WHO releases guidelines for catheter-related infections


Friday, 10 May, 2024

WHO releases guidelines for catheter-related infections

The World Health Organization (WHO) has released the first global guidelines to prevent the occurrence of bloodstream and other infections caused by use of catheters placed in minor blood vessels during medical procedures.

Poor practices in the insertion, maintenance, and removal of these catheters carry a high risk of introducing germs directly into the bloodstream, which can lead to serious conditions such as sepsis, and difficult-to-treat complications in major organs like the brain and kidneys. Soft tissue infections at the insertion site of the catheter can also occur.

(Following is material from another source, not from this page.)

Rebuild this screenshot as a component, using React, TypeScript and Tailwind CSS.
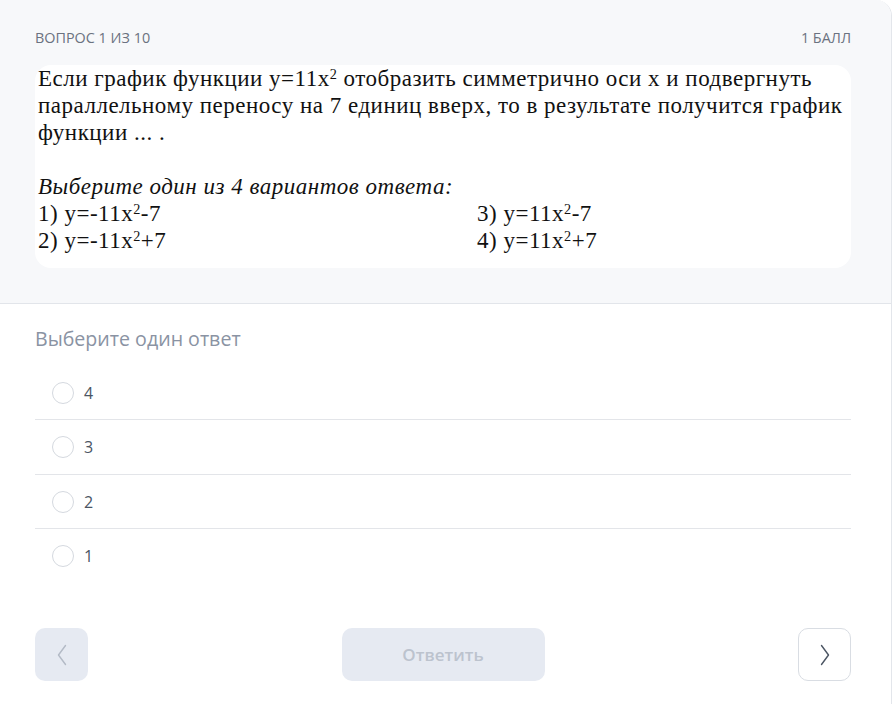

Up to 70% of all inpatients require the use of a catheter inserted into a peripheral vein or artery, also known as peripherally inserted catheters (PIVCs), at some point during their hospital stay.

People who receive treatments through catheters often are particularly vulnerable to infections, as they might be seriously ill or have low immunity. WHO estimated that between 2000–2018, average mortality among patients affected by healthcare-associated sepsis was 24.4%, increasing to 52.3% among patients treated in intensive care units.

Many bloodstream infections are caused by antibiotic-resistant bacterial infections. It is estimated that bacterial antimicrobial resistance (AMR) was directly responsible for at least 1.27 million deaths and contributed to an additional 4.95 million deaths in 2019.

“Infections associated with healthcare delivery represent a preventable tragedy and a serious threat to the quality and safety of health care,” said Dr Bruce Aylward, WHO Assistant Director-General for Universal Health Coverage, Life Course.

“Implementing clean care and infection prevention and control recommendations is critical to saving lives and alleviating a great deal of avoidable suffering experienced by people around the world,” Aylward said.

The new guidelines include 14 good-practice statements and 23 recommendations on key areas for health workers, including: education and training of health workers; techniques of asepsis and hand hygiene practices; insertion, maintenance, access and removal of catheters; and catheter selection.